A block of data:
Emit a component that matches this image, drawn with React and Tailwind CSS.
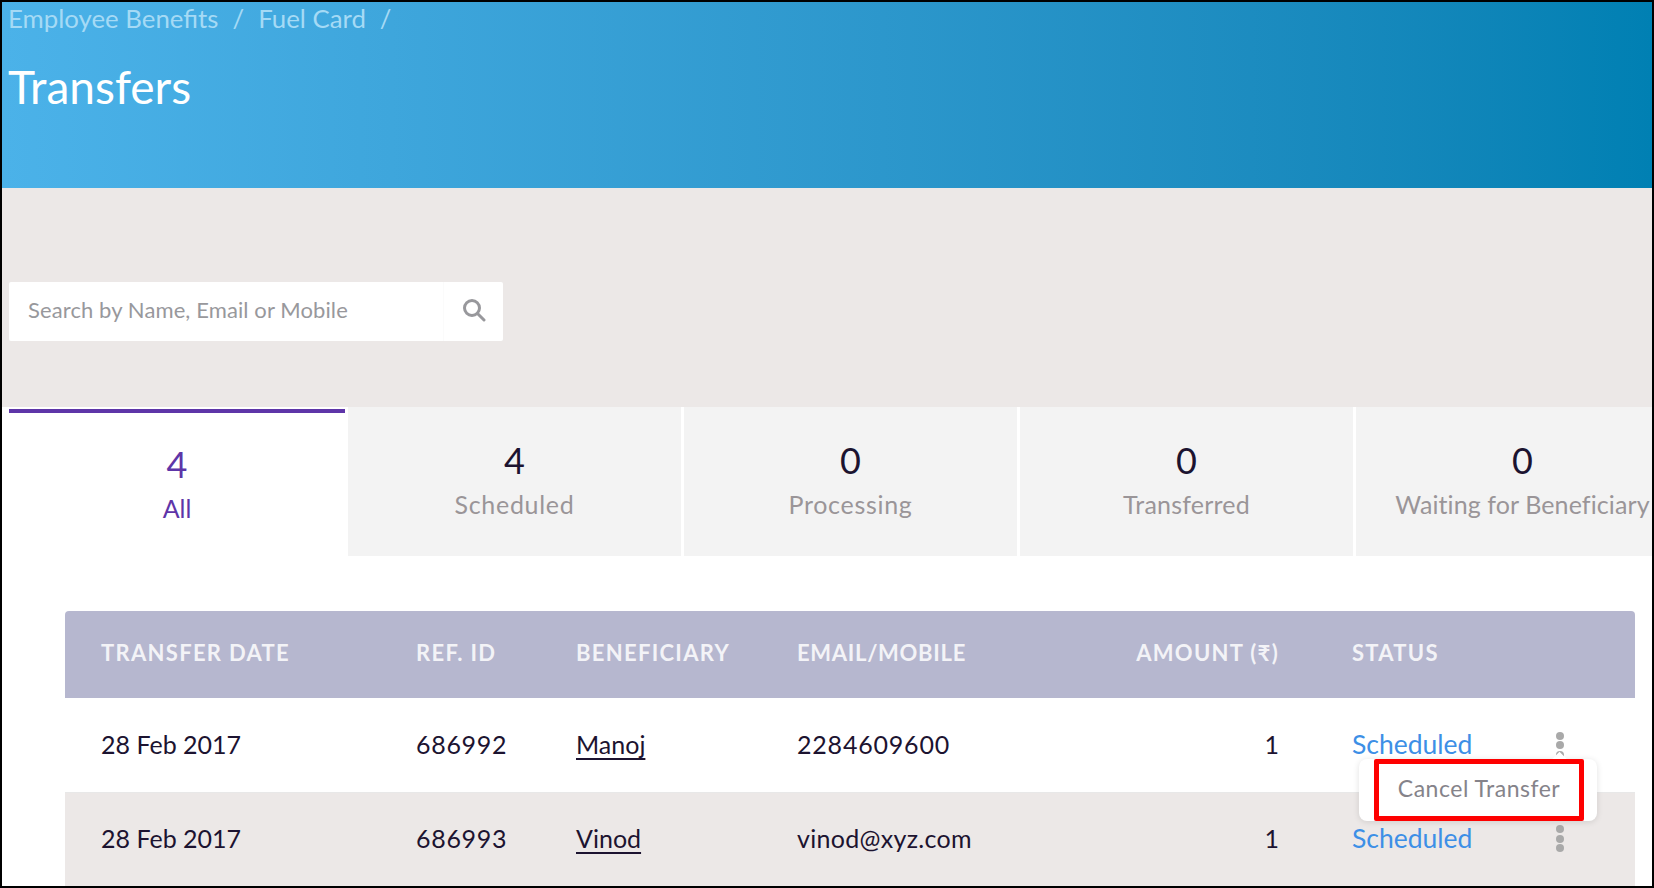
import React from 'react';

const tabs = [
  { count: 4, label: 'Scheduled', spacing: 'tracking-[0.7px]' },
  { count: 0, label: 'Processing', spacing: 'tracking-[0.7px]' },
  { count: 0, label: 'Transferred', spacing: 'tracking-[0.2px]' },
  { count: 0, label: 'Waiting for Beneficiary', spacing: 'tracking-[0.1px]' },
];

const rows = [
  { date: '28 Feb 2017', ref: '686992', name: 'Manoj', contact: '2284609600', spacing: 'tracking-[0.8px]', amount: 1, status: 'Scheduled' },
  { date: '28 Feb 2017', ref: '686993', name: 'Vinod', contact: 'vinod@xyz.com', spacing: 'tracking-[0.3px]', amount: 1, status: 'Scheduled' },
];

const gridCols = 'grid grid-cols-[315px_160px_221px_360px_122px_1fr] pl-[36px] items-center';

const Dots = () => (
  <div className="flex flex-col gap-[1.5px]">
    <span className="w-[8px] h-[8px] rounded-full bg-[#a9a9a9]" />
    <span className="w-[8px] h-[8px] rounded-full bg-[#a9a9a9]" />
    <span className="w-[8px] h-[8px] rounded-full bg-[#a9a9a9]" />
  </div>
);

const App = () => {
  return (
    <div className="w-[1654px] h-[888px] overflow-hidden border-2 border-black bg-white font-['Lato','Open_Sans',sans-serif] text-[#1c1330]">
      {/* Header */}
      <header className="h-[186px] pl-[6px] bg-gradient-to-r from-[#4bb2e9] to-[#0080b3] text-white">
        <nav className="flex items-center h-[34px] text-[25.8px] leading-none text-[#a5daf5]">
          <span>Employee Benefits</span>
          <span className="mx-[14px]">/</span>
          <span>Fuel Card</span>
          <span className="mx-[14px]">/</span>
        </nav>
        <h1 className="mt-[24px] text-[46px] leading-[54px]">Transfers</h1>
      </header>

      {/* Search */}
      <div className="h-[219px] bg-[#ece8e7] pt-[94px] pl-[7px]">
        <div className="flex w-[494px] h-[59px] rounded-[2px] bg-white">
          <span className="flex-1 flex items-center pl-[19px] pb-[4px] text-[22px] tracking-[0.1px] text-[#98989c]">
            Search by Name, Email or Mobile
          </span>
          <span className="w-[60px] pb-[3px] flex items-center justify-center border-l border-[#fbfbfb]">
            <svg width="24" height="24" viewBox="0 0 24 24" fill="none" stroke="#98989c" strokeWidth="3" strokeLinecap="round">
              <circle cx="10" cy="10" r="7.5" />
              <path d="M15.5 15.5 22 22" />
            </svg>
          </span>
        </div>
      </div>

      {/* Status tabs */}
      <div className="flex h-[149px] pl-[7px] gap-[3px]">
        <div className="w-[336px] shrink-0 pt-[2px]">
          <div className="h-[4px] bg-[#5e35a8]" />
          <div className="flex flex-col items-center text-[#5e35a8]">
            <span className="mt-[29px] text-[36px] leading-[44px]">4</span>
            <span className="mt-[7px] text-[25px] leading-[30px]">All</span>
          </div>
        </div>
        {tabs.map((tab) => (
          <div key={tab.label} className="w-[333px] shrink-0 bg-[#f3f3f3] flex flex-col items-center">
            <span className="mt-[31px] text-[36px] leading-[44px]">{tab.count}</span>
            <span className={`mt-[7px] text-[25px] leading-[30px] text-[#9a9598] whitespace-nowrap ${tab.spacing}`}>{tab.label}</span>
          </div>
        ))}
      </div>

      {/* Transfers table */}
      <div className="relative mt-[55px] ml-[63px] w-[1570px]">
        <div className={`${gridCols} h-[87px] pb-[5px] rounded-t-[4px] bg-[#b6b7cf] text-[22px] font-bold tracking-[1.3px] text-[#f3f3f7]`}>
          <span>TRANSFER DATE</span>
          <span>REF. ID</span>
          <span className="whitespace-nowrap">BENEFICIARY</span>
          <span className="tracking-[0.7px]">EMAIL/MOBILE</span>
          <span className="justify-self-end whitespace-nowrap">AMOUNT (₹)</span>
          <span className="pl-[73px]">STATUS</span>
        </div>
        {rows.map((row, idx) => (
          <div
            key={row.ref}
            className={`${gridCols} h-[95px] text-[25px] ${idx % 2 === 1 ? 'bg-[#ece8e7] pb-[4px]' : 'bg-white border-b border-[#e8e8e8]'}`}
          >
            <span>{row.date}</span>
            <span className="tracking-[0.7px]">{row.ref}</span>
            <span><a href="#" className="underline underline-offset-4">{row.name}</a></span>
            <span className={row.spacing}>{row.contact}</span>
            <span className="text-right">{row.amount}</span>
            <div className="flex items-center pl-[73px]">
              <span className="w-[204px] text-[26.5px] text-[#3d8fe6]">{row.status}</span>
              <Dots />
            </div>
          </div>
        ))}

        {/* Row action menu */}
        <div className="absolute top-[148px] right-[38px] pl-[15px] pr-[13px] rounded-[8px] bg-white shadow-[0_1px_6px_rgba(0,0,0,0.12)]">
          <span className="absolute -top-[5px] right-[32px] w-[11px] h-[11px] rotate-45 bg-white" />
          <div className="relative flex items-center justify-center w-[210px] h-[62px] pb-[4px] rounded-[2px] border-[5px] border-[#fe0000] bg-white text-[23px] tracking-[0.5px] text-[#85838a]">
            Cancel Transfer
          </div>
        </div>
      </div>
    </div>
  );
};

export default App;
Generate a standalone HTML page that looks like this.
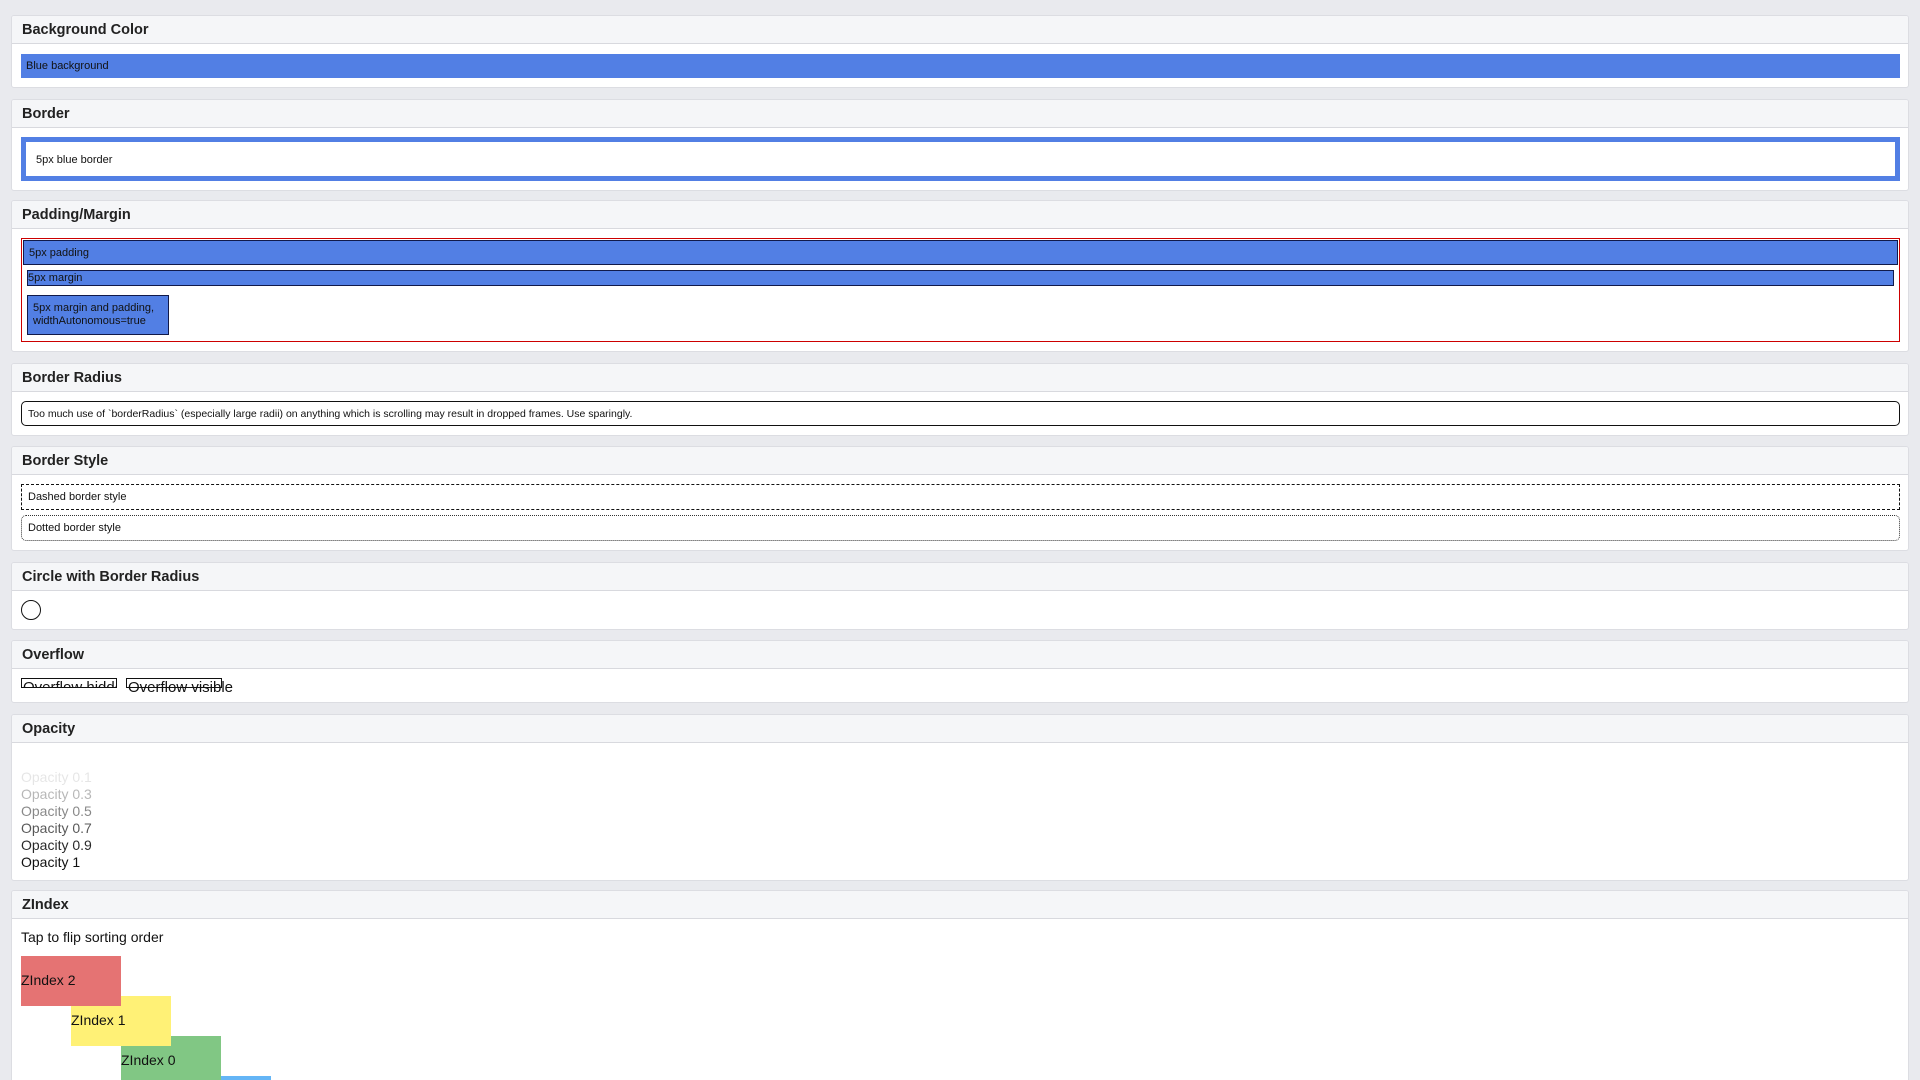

*WHAT THE TASK REQUIRES*. Write out every line of the data that holds the word "React".

*SOLUTION FOR THIS PROBLEM*.
Emit a component that matches this image, drawn with React and Tailwind CSS.
import React from 'react';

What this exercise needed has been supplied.